Une banane scotchée à un mur a été vendue pour 6,2 millions de dollars à New York

L’œuvre d’art de Maurizio Cattelan, qui avait relancé les débats sur la spéculation dans le marché de l’art en 2019, a fait sensation aux enchères de Sotheby’s.

Ce n’est qu’une banane scotchée à un mur, mais l’œuvre de l’artiste conceptuel italien Maurizio Cattelan a de nouveau fait sensation sur le marché de l’art mercredi soir à New York, achetée 6,2 millions de dollars par un entrepreneur sino-américain.

Œuvre minimale, mais prix maximal. Mercredi soir, la salle des ventes du groupe américain Sotheby’s à New York s’est déchaînée pour une banane scotchée à un mur à l’aide d’un gros ruban adhésif argenté. Réalisée par l’artiste conceptuel italien Maurizio Cattelan, l’œuvre d’art baptisée « Comedian » était estimée à un prix compris entre 1 et 1,5 million de dollars.

Après quelques minutes d’enchères féroces entre sept acquéreurs, elle a été vendue à 5,2 millions de dollars, soit 6,2 millions de dollars avec les frais.

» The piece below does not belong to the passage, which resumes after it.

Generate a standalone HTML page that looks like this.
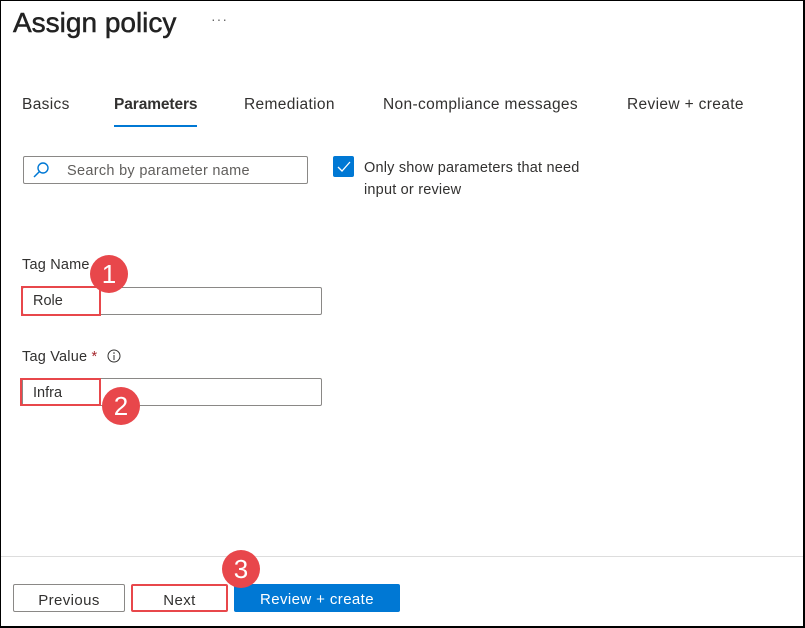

C’est plus qu’une œuvre de Roy Lichtenstein, figure du pop art américain, « Oval Office (Study) », partie pour 4,2 millions de dollars.

Un entrepreneur crypto habitué aux coups d’éclat

L’acheteur a rapidement voulu se faire connaître: il s’agit de Justin Sun, fondateur de la plateforme de cryptomonnaies Tron. Ce Chinois de 44 ans est connu pour sa communication outrancière: il a payé 4,5 millions de dollars pour dîner avec le légendaire investisseur Warren Buffett, et a commandité au compositeur Hans Zimmer un hymne en l’honneur de sa cryptomonnaie. Parfait pour se distinguer dans la rude concurrence des cryptoactifs.

Et l’entrepreneur n’en a pas fini avec les coups d’éclat: il s’est engagé à « manger la banane pour en faire une expérience artistique unique et honorer sa place à la fois dans l’histoire de l’art et de la culture populaire ». « Ce n’est pas juste de l’art. Cela représente un phénomène culturel qui crée des ponts entre les mondes de l’art, les mèmes et la communauté des cryptomonnaies », a assuré Justin Sun.

Le marché de l’art en stabilisation

En scotchant une banane au mur, Maurizio Cattelan voulait justement interroger la notion d’art et sa valeur, quitte à provoquer l’esclandre. Lors de sa première exposition en 2019 à Miami, un autre artiste avait déjà mangé la fameuse banane pour dénoncer son prix. À l’époque, elle ne valait que 120.000 dollars.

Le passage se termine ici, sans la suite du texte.